(Entries with page source code)
--- start ---

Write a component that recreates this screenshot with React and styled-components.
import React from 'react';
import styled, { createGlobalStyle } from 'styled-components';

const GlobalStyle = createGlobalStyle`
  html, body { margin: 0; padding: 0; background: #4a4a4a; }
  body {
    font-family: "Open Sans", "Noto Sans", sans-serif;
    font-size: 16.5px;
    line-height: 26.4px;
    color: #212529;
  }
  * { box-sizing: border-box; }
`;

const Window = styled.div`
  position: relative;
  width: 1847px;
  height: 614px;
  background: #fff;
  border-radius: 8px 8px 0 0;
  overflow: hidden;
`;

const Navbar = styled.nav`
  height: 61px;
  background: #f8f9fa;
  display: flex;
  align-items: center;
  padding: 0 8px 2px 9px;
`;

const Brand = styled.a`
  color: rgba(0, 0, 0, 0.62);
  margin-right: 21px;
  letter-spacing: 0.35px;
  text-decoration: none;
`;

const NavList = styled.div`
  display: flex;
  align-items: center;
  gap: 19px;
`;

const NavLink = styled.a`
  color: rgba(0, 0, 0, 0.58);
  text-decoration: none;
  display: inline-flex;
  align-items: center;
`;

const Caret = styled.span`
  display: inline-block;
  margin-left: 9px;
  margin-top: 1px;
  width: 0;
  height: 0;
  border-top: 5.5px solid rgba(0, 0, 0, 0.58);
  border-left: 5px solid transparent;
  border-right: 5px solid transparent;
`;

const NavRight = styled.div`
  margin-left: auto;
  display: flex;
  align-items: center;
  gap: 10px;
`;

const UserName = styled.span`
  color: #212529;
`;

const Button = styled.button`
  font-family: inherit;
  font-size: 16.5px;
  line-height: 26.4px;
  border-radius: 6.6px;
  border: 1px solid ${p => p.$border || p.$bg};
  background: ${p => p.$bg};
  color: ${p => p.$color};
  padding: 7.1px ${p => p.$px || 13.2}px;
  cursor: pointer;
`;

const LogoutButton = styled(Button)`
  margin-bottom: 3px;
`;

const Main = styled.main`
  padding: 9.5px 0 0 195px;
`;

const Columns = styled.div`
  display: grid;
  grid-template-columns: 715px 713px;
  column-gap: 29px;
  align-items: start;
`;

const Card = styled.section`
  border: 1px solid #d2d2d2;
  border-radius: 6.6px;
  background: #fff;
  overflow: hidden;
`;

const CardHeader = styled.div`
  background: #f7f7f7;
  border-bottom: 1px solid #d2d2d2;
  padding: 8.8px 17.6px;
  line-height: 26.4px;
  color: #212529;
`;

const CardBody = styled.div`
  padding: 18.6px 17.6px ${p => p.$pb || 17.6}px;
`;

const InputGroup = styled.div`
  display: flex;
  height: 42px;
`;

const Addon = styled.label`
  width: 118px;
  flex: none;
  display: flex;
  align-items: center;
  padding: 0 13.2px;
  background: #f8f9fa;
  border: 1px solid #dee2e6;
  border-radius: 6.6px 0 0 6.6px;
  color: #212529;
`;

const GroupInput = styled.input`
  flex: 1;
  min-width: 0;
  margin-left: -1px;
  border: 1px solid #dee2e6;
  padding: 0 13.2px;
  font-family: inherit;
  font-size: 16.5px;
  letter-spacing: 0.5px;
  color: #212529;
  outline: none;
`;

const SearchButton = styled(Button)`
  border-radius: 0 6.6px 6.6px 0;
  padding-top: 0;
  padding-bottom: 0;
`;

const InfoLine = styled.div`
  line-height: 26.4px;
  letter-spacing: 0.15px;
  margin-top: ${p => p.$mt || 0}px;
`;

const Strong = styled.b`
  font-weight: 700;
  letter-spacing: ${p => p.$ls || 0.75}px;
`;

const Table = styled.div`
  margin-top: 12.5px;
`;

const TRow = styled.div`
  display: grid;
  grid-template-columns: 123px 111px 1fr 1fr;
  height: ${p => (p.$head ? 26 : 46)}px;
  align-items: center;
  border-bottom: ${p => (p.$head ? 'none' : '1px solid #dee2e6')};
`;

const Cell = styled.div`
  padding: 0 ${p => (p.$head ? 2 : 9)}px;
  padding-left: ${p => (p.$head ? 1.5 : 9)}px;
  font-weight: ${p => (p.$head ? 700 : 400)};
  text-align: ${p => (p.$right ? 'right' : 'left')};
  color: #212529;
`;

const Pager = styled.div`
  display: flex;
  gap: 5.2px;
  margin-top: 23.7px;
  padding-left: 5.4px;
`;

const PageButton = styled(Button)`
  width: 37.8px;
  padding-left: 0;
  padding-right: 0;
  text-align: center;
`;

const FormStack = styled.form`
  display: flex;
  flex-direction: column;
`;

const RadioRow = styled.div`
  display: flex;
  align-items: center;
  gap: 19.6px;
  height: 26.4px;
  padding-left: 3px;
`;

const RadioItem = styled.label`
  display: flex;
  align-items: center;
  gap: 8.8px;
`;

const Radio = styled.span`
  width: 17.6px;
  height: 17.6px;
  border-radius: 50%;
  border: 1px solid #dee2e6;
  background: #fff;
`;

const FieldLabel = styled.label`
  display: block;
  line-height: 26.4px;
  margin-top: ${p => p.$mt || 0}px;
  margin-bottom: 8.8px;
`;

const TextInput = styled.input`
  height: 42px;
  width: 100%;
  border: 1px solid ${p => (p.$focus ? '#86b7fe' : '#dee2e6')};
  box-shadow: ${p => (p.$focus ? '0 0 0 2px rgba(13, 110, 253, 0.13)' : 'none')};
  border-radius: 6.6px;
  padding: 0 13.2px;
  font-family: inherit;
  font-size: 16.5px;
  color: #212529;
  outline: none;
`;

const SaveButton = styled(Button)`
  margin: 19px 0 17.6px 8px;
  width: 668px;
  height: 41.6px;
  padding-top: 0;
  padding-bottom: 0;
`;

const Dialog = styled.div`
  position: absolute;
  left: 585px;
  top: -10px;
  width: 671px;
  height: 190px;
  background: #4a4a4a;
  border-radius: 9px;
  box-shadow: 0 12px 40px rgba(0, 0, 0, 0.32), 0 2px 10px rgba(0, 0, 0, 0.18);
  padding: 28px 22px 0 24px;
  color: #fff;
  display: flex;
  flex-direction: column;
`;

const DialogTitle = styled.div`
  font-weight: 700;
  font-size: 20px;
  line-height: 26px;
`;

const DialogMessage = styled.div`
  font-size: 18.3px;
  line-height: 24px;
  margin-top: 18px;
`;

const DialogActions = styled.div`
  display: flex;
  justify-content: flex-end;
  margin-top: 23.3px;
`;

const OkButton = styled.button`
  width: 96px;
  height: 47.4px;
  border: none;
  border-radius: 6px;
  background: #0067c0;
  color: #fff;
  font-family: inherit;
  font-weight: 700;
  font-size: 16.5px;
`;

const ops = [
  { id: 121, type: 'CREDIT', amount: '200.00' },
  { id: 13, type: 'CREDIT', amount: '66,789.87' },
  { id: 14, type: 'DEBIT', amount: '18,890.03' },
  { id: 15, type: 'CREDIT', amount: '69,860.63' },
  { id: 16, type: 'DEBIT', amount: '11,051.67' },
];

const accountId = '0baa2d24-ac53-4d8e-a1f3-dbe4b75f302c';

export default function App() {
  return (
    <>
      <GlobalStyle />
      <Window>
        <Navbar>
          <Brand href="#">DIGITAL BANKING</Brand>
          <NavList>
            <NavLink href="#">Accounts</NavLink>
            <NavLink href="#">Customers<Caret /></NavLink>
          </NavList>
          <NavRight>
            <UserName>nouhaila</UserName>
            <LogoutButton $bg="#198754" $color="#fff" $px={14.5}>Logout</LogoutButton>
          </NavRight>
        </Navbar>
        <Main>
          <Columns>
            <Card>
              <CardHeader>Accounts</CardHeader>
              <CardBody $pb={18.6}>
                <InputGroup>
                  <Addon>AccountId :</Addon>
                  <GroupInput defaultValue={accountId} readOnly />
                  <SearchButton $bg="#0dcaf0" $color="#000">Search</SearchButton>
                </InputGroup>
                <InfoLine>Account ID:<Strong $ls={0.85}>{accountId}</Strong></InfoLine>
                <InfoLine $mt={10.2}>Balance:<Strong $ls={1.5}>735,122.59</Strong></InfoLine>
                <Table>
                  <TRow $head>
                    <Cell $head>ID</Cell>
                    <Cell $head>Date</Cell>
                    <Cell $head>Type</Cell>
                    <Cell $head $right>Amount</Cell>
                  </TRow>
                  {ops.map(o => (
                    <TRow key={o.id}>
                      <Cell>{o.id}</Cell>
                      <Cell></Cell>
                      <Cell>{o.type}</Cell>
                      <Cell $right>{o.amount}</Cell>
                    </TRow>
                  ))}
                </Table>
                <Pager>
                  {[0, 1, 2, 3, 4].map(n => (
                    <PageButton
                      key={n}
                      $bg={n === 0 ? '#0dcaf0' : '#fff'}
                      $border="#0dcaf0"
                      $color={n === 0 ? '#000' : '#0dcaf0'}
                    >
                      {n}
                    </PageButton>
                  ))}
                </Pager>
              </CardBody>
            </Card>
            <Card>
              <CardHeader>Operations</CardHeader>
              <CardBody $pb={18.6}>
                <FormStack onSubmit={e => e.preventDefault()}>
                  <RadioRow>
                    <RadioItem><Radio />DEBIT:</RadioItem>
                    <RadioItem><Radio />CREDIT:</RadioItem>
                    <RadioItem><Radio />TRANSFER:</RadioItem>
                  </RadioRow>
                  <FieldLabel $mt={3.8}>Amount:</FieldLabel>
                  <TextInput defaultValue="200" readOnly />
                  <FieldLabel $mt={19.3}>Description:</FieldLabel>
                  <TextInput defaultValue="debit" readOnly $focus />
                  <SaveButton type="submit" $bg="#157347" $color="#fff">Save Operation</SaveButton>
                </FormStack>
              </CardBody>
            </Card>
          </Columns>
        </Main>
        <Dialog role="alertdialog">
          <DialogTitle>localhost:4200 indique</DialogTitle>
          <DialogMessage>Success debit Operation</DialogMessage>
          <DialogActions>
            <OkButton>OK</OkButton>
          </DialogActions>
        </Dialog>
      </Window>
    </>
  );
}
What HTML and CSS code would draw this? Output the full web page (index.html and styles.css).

--- end ---

Using the listing above, show each line holding the string "this".

Write a component that recreates this screenshot with React and styled-components.
What HTML and CSS code would draw this? Output the full web page (index.html and styles.css).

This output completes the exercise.